土曜は、早稲田大学直心影剣道會創立50周年記念式典に参列するため、山岡鉄舟居ゆかりの全生庵を訪れた。
私が早稲田大学直心影流剣道会に入会したのは、会としての稽古が行われていない時期だった。
宮坂先輩のお誘いで、私も入会させて頂き、「六地下梁山泊」(6号館地下の部室)に足を踏み入れた日のことを覚えている。当時、現役生は数名しかおらず、個々に稽古に励んでいた。
宮坂先輩と私は、高歩院の鉄舟会で、大森曹玄先生の教えを受け継ぐ市川孟先生からご指導を頂いた。稽古中や着替えている間、市川先生が発せられた一言一言が、人生の財産となっている。
剣道を通して、人間としてのあり方、自己と世界への認識を学んだ。「論語」のお話もお聞きし、政治についても教えて頂いた。

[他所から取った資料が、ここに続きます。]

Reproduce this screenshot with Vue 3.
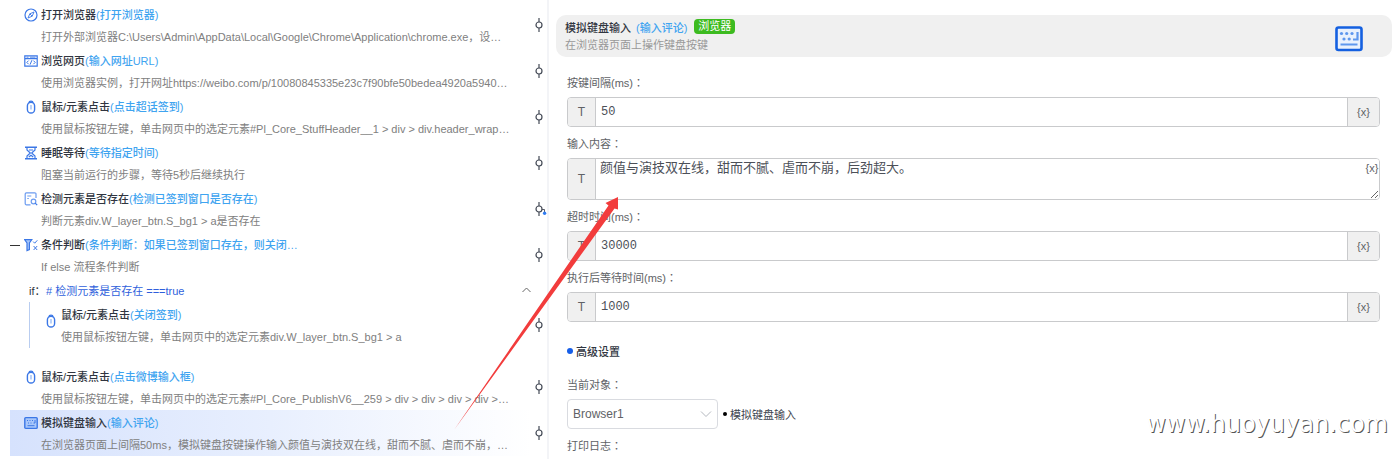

直心影流は、君子の剣と呼ばれることもあり、男谷信友、島田虎之助、榊原鍵吉などの剣士も有名。勝海舟は、自伝である『氷川清話』で、自分を鍛えたのは禅と直心影流剣道だけっだたと語っている。
この五十周年のご連絡を頂き、この夏に宮坂先輩とお会いし、市川先生の教えを噛み締めながら、飲んだ。
市川先生のような生き方を、自分は生きられるだろうか?
もっと、真剣に稽古に励むべきだったと反省するばかりである。
恥ずかしいことに、ここ数年、まったく稽古ができていない。
ただ、剣を握っている時だけが稽古ではなく、日々の生活も真剣勝負と教わった。心身にこびりついた癖や自我を捨てていくことも稽古。「赤子の心」に戻ることが目指されているので、子育てをしながら、子どもからも学ぶ。
姿勢、呼吸、歩き方、人とのコミュニケーションなど、生活すべてが稽古でもある。
そして、生活すべてを生かすためにも禅や剣道の稽古に励みたいと思う。